Written problem:
Locate and copy each line in the data that contains the word "styles".

— Begin —

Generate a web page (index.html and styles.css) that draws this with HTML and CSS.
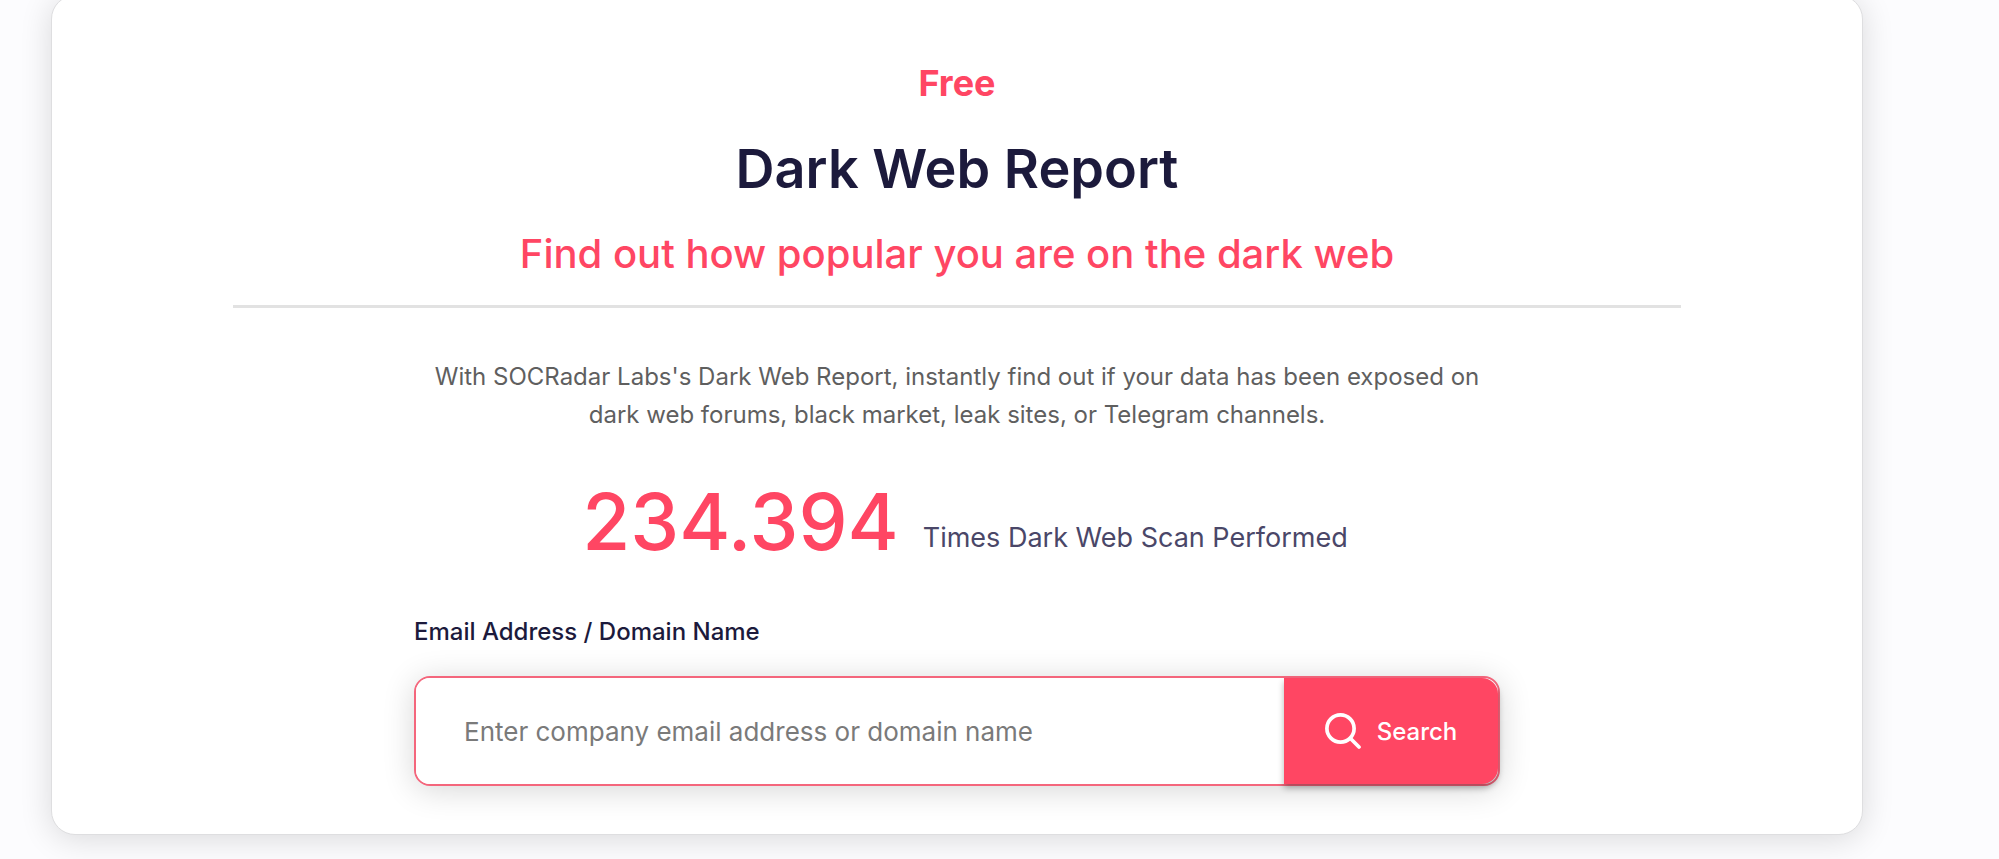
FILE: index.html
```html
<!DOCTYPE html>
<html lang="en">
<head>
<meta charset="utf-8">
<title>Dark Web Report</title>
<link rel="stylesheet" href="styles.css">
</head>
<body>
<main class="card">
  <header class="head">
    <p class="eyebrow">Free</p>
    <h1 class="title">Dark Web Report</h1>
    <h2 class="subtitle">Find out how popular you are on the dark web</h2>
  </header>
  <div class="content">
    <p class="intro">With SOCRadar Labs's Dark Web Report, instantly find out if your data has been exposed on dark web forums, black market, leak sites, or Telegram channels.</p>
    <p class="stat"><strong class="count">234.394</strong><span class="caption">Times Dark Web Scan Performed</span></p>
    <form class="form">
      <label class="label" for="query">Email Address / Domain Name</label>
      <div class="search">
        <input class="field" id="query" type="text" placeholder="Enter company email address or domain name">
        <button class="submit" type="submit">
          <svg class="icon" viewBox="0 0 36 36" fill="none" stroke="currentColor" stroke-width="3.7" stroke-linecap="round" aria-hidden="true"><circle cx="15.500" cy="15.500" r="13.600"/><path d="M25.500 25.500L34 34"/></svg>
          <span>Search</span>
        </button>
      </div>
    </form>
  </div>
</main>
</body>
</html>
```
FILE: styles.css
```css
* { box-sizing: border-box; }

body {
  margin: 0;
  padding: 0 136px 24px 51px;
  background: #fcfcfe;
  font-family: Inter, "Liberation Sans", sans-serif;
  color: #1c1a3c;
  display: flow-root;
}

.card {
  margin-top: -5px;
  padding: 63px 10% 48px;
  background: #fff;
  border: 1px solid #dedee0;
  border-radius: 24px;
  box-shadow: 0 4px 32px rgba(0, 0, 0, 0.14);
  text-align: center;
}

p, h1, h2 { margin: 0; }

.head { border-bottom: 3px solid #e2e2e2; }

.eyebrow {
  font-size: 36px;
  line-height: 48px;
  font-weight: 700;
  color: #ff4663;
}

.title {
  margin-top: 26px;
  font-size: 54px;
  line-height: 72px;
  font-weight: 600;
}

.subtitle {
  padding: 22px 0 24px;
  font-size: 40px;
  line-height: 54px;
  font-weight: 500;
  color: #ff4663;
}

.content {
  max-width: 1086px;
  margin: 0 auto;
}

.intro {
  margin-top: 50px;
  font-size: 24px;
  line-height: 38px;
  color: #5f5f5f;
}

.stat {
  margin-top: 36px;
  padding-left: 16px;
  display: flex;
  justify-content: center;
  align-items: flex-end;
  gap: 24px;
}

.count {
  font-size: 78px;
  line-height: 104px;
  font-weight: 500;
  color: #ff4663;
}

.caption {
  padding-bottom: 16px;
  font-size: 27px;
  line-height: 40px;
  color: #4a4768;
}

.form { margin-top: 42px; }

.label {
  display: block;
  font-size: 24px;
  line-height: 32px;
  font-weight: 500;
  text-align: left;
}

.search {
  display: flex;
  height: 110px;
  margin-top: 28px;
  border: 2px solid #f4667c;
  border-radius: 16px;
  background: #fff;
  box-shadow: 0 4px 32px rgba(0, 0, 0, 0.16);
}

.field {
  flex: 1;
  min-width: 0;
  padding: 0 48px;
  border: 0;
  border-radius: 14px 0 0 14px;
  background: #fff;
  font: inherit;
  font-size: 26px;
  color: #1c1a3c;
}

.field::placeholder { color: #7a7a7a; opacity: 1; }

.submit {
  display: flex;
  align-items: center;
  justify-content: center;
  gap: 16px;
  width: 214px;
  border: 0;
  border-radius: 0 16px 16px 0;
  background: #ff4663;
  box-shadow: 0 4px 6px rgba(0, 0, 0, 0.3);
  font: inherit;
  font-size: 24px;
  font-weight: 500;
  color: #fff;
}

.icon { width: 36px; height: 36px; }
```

— End —

Solution for this problem:
Generate a web page (index.html and styles.css) that draws this with HTML and CSS.
<link rel="stylesheet" href="styles.css">
FILE: styles.css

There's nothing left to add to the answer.